Suddenly, the agreement faces its ultimate test. The surviving owners are contractually obligated to purchase the departing owner’s share from their family, or the business itself must redeem those shares. The pressing question arises:
- Do the surviving partners have hundreds of thousands, or even millions, of dollars in liquid assets available on short notice?
- Can the business take on significant debt without jeopardizing its creditworthiness or operations?
- Will the deceased owner’s family be forced to wait for payments, facing potential financial hardship or legal disputes?
- Could the absence of immediate funding force a rushed sale of the entire business, undermining years of hard work and affecting employees’ livelihoods?
This gap in funding is a critical vulnerability that can derail even the strongest agreements. Without a guaranteed source of capital, businesses risk legal battles, operational disruption, and in worst-case scenarios, the loss of the business itself.
Safeguarding Your Business Legacy with Smart Funding Strategies
Life Insurance: The Essential Safeguard
The most effective way to “bullet-proof” your buy-sell agreement is to secure life insurance, and equally important, disability insurance, as an integral funding mechanism.
Here’s why life insurance is a vital component for buy-sell funding:
- Guaranteed Funding Source:
When an owner passes away, a life insurance policy on that owner provides immediate, tax-free funds to execute the buyout. This ensures surviving owners can fulfill their contractual obligations without tapping into company reserves, taking on debt, or using personal savings. - Ensures Fair Value for the Family:
The deceased owner’s family receives the agreed-upon market value for their share—at a time when they’re often financially and emotionally vulnerable. This avoids forced sales or undervaluation disputes. - Maintains Business Continuity:
With funding secured, the business transitions ownership smoothly without disrupting day-to-day operations, employee morale, or client confidence. - Protects Personal Assets of Surviving Owners:
Without life insurance, surviving owners might have to liquidate personal assets or incur personal debt to honour the agreement. Insurance shields them from this financial burden. - Simplifies a Complex, Emotional Process:
Grief is challenging enough; adding financial uncertainty intensifies the stress. Life insurance simplifies the process, allowing everyone to focus on healing and stability. - Cost-Effective Risk Management:
Compared to the potential cost of an unfunded buyout, life insurance premiums are a remarkably affordable solution to mitigate a high-stakes risk.

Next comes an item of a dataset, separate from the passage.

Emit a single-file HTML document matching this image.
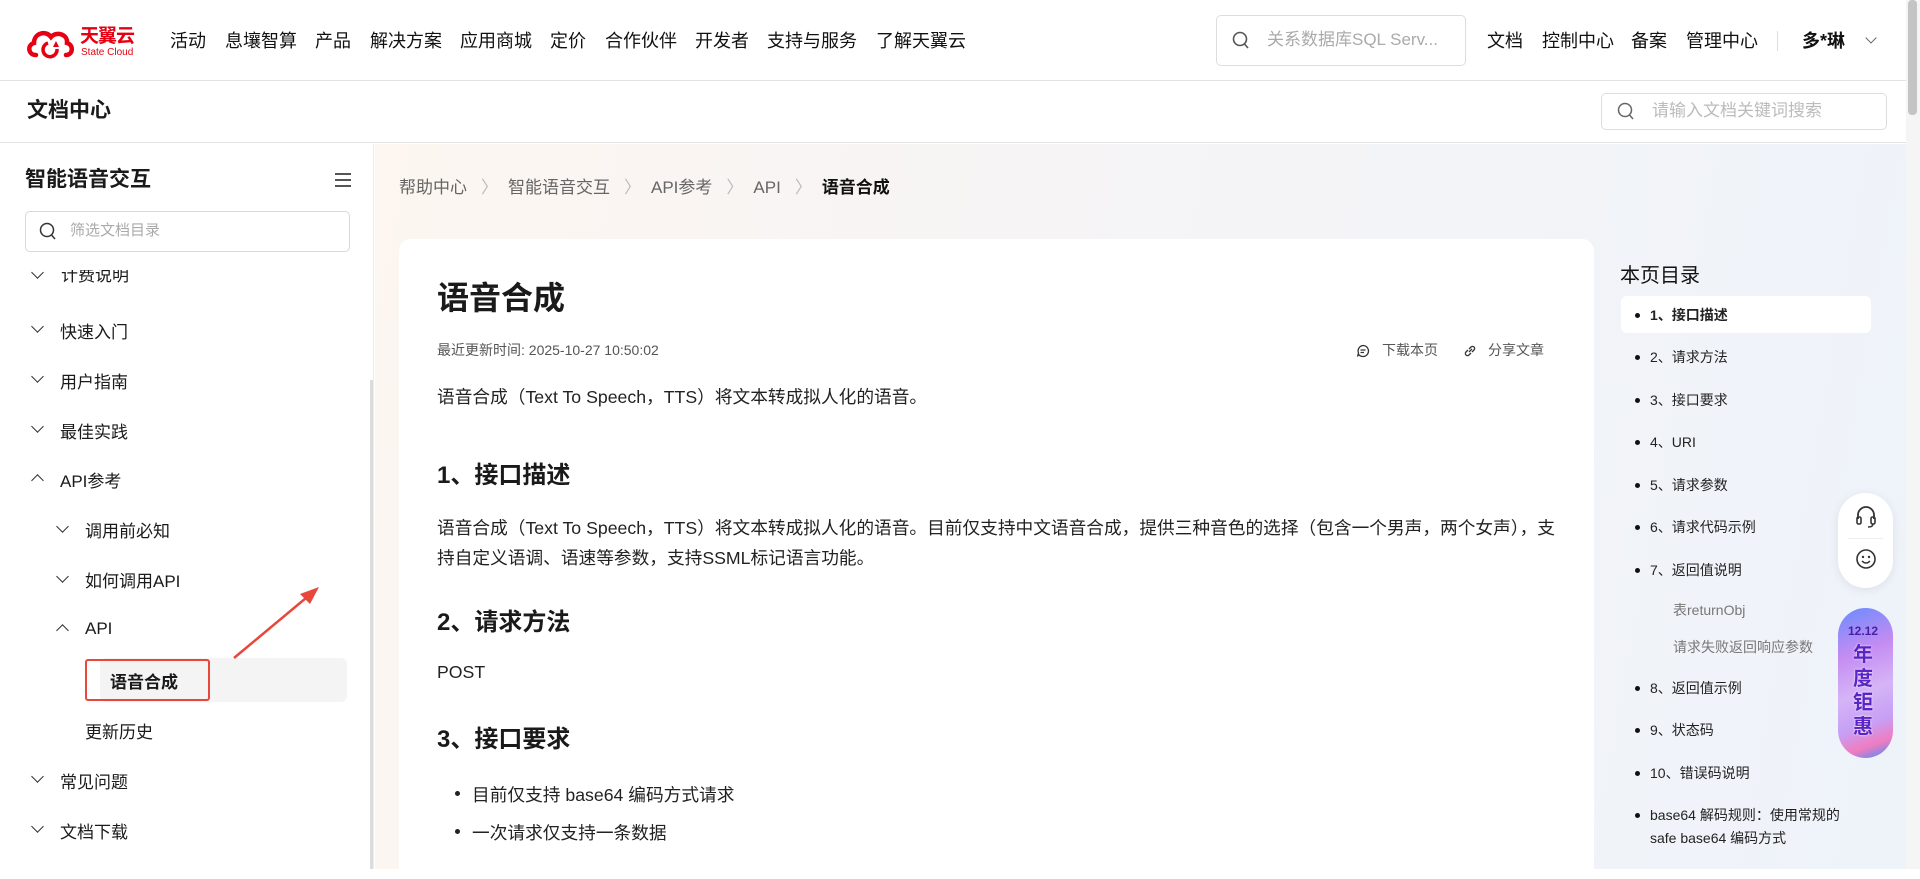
<!DOCTYPE html>
<html><head><meta charset="utf-8">
<style>
*{margin:0;padding:0;box-sizing:border-box}
body{width:1920px;height:869px;overflow:hidden;position:relative;font-family:"Liberation Sans","Noto Sans CJK SC",sans-serif;color:#1a1a1a;background:#fff}
.a{position:absolute;white-space:nowrap}
.nav{top:27px;font-size:18px;color:#111}
.sb{font-size:17px;color:#1a1a1a}
.chev{position:absolute;width:9px;height:9px;border-right:1.5px solid #333;border-bottom:1.5px solid #333}
.dn{transform:rotate(45deg)}
.up{transform:rotate(-135deg)}
.toc{font-size:14px;color:#222}
.toc::before{content:"";position:absolute;left:-15px;top:8px;width:5px;height:5px;border-radius:50%;background:#111}
.p{font-size:17.7px;color:#222}
h2{position:absolute;font-size:24px;font-weight:bold;color:#1a1a1a;white-space:nowrap}
</style></head><body>
<!-- header -->
<div class="a" style="left:0;top:0;width:1920px;height:81px;border-bottom:1px solid #e2e2e2;background:#fff"></div>
<svg class="a" style="left:26px;top:27px" width="50" height="32" viewBox="0 0 50 32"><path d="M10 28 C2 28 1 18 8 16 C8 6 20 3 25 10 C30 4 42 7 41 16 C48 18 47 28 40 28" fill="none" stroke="#e60012" stroke-width="4.5" stroke-linecap="round"/><path d="M22 16 A7 7 0 1 0 31 22" fill="none" stroke="#e60012" stroke-width="3.5"/><path d="M30 14 l3 6 l-6 0z" fill="#e60012"/></svg>
<div class="a" style="left:80px;top:26px;font-size:19px;line-height:22px;font-weight:bold;color:#e60012;letter-spacing:-1px">天翼云</div>
<div class="a" style="left:81px;top:47px;font-size:10px;line-height:11px;color:#e60012">State Cloud</div>
<div class="a nav" style="left:170px">活动</div>
<div class="a nav" style="left:225px">息壤智算</div>
<div class="a nav" style="left:315px">产品</div>
<div class="a nav" style="left:370px">解决方案</div>
<div class="a nav" style="left:460px">应用商城</div>
<div class="a nav" style="left:550px">定价</div>
<div class="a nav" style="left:605px">合作伙伴</div>
<div class="a nav" style="left:695px">开发者</div>
<div class="a nav" style="left:767px">支持与服务</div>
<div class="a nav" style="left:876px">了解天翼云</div>
<div class="a" style="left:1216px;top:15px;width:250px;height:51px;border:1px solid #ddd;border-radius:5px"></div>
<svg class="a" style="left:1232px;top:31px" width="18" height="20"><circle cx="8" cy="8" r="6.5" fill="none" stroke="#555" stroke-width="1.6"/><path d="M12.5 13 L16 17" stroke="#555" stroke-width="1.6"/></svg>
<div class="a" style="left:1267px;top:30px;font-size:17px;line-height:20px;color:#aaa">关系数据库SQL Serv...</div>
<div class="a nav" style="left:1487px">文档</div>
<div class="a nav" style="left:1542px">控制中心</div>
<div class="a nav" style="left:1631px">备案</div>
<div class="a nav" style="left:1686px">管理中心</div>
<div class="a" style="left:1777px;top:31px;width:1px;height:20px;background:#ddd"></div>
<div class="a nav" style="left:1802px;font-weight:bold">多*琳</div>
<div class="chev dn" style="left:1867px;top:34px;width:8px;height:8px;border-color:#666;border-width:1.2px"></div>
<div class="a" style="left:1906px;top:0;width:14px;height:869px;background:#f5f5f5"></div>
<div class="a" style="left:1908px;top:0;width:9px;height:115px;background:#c4c4c4;border-radius:4px"></div>
<!-- subbar -->
<div class="a" style="left:0;top:81px;width:1906px;height:62px;border-bottom:1px solid #e2e2e2;background:#fff"></div>
<div class="a" style="left:27px;top:99px;font-size:21px;line-height:24px;font-weight:bold">文档中心</div>
<div class="a" style="left:1601px;top:93px;width:286px;height:37px;border:1px solid #ddd;border-radius:5px"></div>
<svg class="a" style="left:1617px;top:102px" width="18" height="20"><circle cx="8" cy="8" r="6.5" fill="none" stroke="#666" stroke-width="1.5"/><path d="M12.5 13 L16 17" stroke="#666" stroke-width="1.5"/></svg>
<div class="a" style="left:1652px;top:101px;font-size:17px;line-height:20px;color:#bbb">请输入文档关键词搜索</div>
<!-- main bg -->
<div class="a" style="left:375px;top:144px;width:1531px;height:725px;background:linear-gradient(100deg,#fdf6f1 0%,#f6f4f5 40%,#eef3fa 100%)"></div>
<!-- sidebar -->
<div class="a" style="left:0;top:144px;width:374px;height:725px;background:#fff;border-right:1px solid #ececec"></div>
<div class="a" style="left:370px;top:380px;width:3px;height:489px;background:#dcdcdc"></div>
<div class="a" style="left:25px;top:168px;font-size:21px;line-height:24px;font-weight:bold">智能语音交互</div>
<div class="a" style="left:335px;top:173px;width:16px;height:2px;background:#555;box-shadow:0 6px 0 #555,0 12px 0 #555"></div>
<div class="a" style="left:25px;top:211px;width:325px;height:41px;border:1px solid #d8d8d8;border-radius:5px"></div>
<svg class="a" style="left:39px;top:222px" width="18" height="20"><circle cx="8" cy="8" r="6.5" fill="none" stroke="#333" stroke-width="1.5"/><path d="M12.5 13 L16 17" stroke="#333" stroke-width="1.5"/></svg>
<div class="a" style="left:70px;top:222px;font-size:15px;line-height:18px;color:#aaa">筛选文档目录</div>
<div class="a" style="left:0;top:270px;width:370px;height:22px;overflow:hidden"><div class="a sb" style="left:61px;top:-4px;line-height:20px">计费说明</div><div class="chev dn" style="left:33px;top:-2px"></div></div>
<div class="chev dn" style="left:33px;top:322px"></div><div class="a sb" style="left:60px;top:318px">快速入门</div>
<div class="chev dn" style="left:33px;top:372px"></div><div class="a sb" style="left:60px;top:368px">用户指南</div>
<div class="chev dn" style="left:33px;top:422px"></div><div class="a sb" style="left:60px;top:418px">最佳实践</div>
<div class="chev up" style="left:33px;top:476px"></div><div class="a sb" style="left:60px;top:467px">API参考</div>
<div class="chev dn" style="left:58px;top:522px"></div><div class="a sb" style="left:85px;top:517px">调用前必知</div>
<div class="chev dn" style="left:58px;top:572px"></div><div class="a sb" style="left:85px;top:567px">如何调用API</div>
<div class="chev up" style="left:58px;top:626px"></div><div class="a sb" style="left:85px;top:619px">API</div>
<div class="a" style="left:100px;top:658px;width:247px;height:44px;background:#f4f4f4;border-radius:6px"></div>
<div class="a" style="left:85px;top:659px;width:125px;height:42px;border:2px solid #e8473c;border-radius:3px"></div>
<div class="a sb" style="left:110px;top:668px;font-weight:bold">语音合成</div>
<div class="a sb" style="left:85px;top:718px">更新历史</div>
<div class="chev dn" style="left:33px;top:772px"></div><div class="a sb" style="left:60px;top:768px">常见问题</div>
<div class="chev dn" style="left:33px;top:822px"></div><div class="a sb" style="left:60px;top:818px">文档下载</div>
<svg class="a" style="left:220px;top:575px" width="110" height="95"><path d="M14 83 L92 18" stroke="#e8473c" stroke-width="2.5"/><path d="M99 12 L80 19 L90 29 Z" fill="#e8473c"/></svg>
<!-- breadcrumb -->
<div class="a" style="left:399px;top:178px;font-size:17px;line-height:20px;color:#666">帮助中心<span style="color:#bbb;margin:0 10px 0 14px">〉</span>智能语音交互<span style="color:#bbb;margin:0 10px 0 14px">〉</span>API参考<span style="color:#bbb;margin:0 10px 0 14px">〉</span>API<span style="color:#bbb;margin:0 10px 0 14px">〉</span><b style="color:#111">语音合成</b></div>
<!-- card -->
<div class="a" style="left:399px;top:239px;width:1195px;height:640px;background:#fff;border-radius:12px"></div>
<div class="a" style="left:437px;top:279px;font-size:32px;line-height:38px;font-weight:bold">语音合成</div>
<div class="a" style="left:437px;top:342px;font-size:14px;line-height:17px;color:#555">最近更新时间: 2025-10-27 10:50:02</div>
<svg class="a" style="left:1356px;top:344px" width="14" height="14"><path d="M7 1.5a5.5 5.5 0 1 1-4.5 8.7L1.5 12.5 2.5 9A5.5 5.5 0 0 1 7 1.5z M4.5 6h5 M4.5 8.5h3.5" fill="none" stroke="#333" stroke-width="1.3"/></svg>
<div class="a" style="left:1382px;top:342px;font-size:14px;line-height:17px;color:#555">下载本页</div>
<svg class="a" style="left:1463px;top:344px" width="14" height="14"><path d="M6 8l3-3 M5 6L3 8a2 2 0 0 0 3 3l2-2 M9 8l2-2a2 2 0 0 0-3-3L6 5" fill="none" stroke="#333" stroke-width="1.3"/></svg>
<div class="a" style="left:1488px;top:342px;font-size:14px;line-height:17px;color:#555">分享文章</div>
<div class="a p" style="left:437px;top:383px">语音合成（Text To Speech，TTS）将文本转成拟人化的语音。</div>
<h2 style="left:437px;top:455px">1、接口描述</h2>
<div class="a p" style="left:437px;top:514px">语音合成（Text To Speech，TTS）将文本转成拟人化的语音。目前仅支持中文语音合成，提供三种音色的选择（包含一个男声，两个女声），支</div>
<div class="a p" style="left:437px;top:544px">持自定义语调、语速等参数，支持SSML标记语言功能。</div>
<h2 style="left:437px;top:602px">2、请求方法</h2>
<div class="a p" style="left:437px;top:662px">POST</div>
<h2 style="left:437px;top:719px">3、接口要求</h2>
<div class="a" style="left:455px;top:791px;width:5px;height:5px;border-radius:50%;background:#222"></div>
<div class="a p" style="left:472px;top:781px">目前仅支持 base64 编码方式请求</div>
<div class="a" style="left:455px;top:829px;width:5px;height:5px;border-radius:50%;background:#222"></div>
<div class="a p" style="left:472px;top:819px">一次请求仅支持一条数据</div>
<!-- toc -->
<div class="a" style="left:1620px;top:259px;font-size:20px;color:#111">本页目录</div>
<div class="a" style="left:1621px;top:296px;width:250px;height:37px;background:#fff;border-radius:6px"></div>
<div class="a toc" style="left:1650px;top:305px;font-weight:bold">1、接口描述</div>
<div class="a toc" style="left:1650px;top:347px">2、请求方法</div>
<div class="a toc" style="left:1650px;top:390px">3、接口要求</div>
<div class="a toc" style="left:1650px;top:432px">4、URI</div>
<div class="a toc" style="left:1650px;top:475px">5、请求参数</div>
<div class="a toc" style="left:1650px;top:517px">6、请求代码示例</div>
<div class="a toc" style="left:1650px;top:560px">7、返回值说明</div>
<div class="a" style="left:1673px;top:600px;font-size:14px;color:#777">表returnObj</div>
<div class="a" style="left:1673px;top:637px;font-size:14px;color:#777">请求失败返回响应参数</div>
<div class="a toc" style="left:1650px;top:678px">8、返回值示例</div>
<div class="a toc" style="left:1650px;top:720px">9、状态码</div>
<div class="a toc" style="left:1650px;top:763px">10、错误码说明</div>
<div class="a toc" style="left:1650px;top:805px">base64 解码规则：使用常规的</div>
<div class="a" style="left:1650px;top:828px;font-size:14px;color:#222">safe base64 编码方式</div>
<!-- float widgets -->
<div class="a" style="left:1838px;top:493px;width:55px;height:95px;background:#fff;border-radius:28px;box-shadow:0 2px 10px rgba(0,0,0,.08)"></div>
<svg class="a" style="left:1855px;top:505px" width="22" height="24"><path d="M3 14V10a8 8 0 0 1 16 0v4" fill="none" stroke="#333" stroke-width="1.8"/><rect x="2" y="12" width="4" height="7" rx="1.5" fill="none" stroke="#333" stroke-width="1.6"/><rect x="16" y="12" width="4" height="7" rx="1.5" fill="none" stroke="#333" stroke-width="1.6"/><path d="M18 19q0 3-5 3" fill="none" stroke="#333" stroke-width="1.5"/></svg>
<div class="a" style="left:1848px;top:538px;width:35px;height:1px;background:#eee"></div>
<svg class="a" style="left:1855px;top:548px" width="22" height="22"><circle cx="11" cy="11" r="9" fill="none" stroke="#333" stroke-width="1.6"/><circle cx="8" cy="9" r="1.2" fill="#333"/><circle cx="14" cy="9" r="1.2" fill="#333"/><path d="M7 13q4 4 8 0" fill="none" stroke="#333" stroke-width="1.5"/></svg>
<div class="a" style="left:1838px;top:608px;width:55px;height:150px;border-radius:28px;background:linear-gradient(160deg,#6a8cff 0%,#c48cf2 30%,#d5b4f6 55%,#c79ff5 75%,#f07cc0 88%,#3e8dff 100%)"></div>
<div class="a" style="left:1848px;top:624px;font-size:12px;font-weight:bold;color:#4a1fa8">12.12</div>
<div class="a" style="left:1853px;top:643px;font-size:20px;font-weight:bold;color:#5a25c4;line-height:24px;white-space:normal;width:26px;text-shadow:0 0 2px #fff">年度钜惠</div>
</body></html>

Structuring the Right Policy: Cross-Purchase vs. Entity-Purchase
Life insurance can be tailored to fit the two most common buy-sell structures:
- Cross-Purchase Agreement:
Each owner buys a life insurance policy on every other owner. If one passes away, the surviving owners receive the policy proceeds and use them to purchase the deceased owner’s shares from the estate. - Entity-Purchase (or Redemption) Agreement:
The business itself takes out a life insurance policy on each owner. If an owner passes away, the business receives the policy proceeds and redeems the deceased owner’s shares from the estate.
Don’t Overlook Disability Protection
While death is permanent, a permanent disability can be equally disruptive. A disabled owner might still draw a salary or expect profit distributions without contributing to the business’s growth.
Integrating disability buy-sell insurance ensures there’s funding available for a fair buyout in these “living death” situations – protecting both the business and the disabled owner.
Take Action: Secure Your Business’s Future
Your buy-sell agreement reflects your foresight and commitment to your business’s longevity. But without adequate funding, it remains just an aspiration.
Here’s how you can safeguard your business’s future today:
- Review Your Existing Buy-Sell Agreement:
Does it explicitly address how a buyout will be funded? - Assess Your Current Needs:
Calculate the coverage required to buy out an owner at fair market value. - Consult with Experts:
Collaborate with your financial advisor, insurance specialist, and legal counsel to design a life and disability insurance plan that integrates seamlessly with your agreement—protecting your business, your partners, and your families.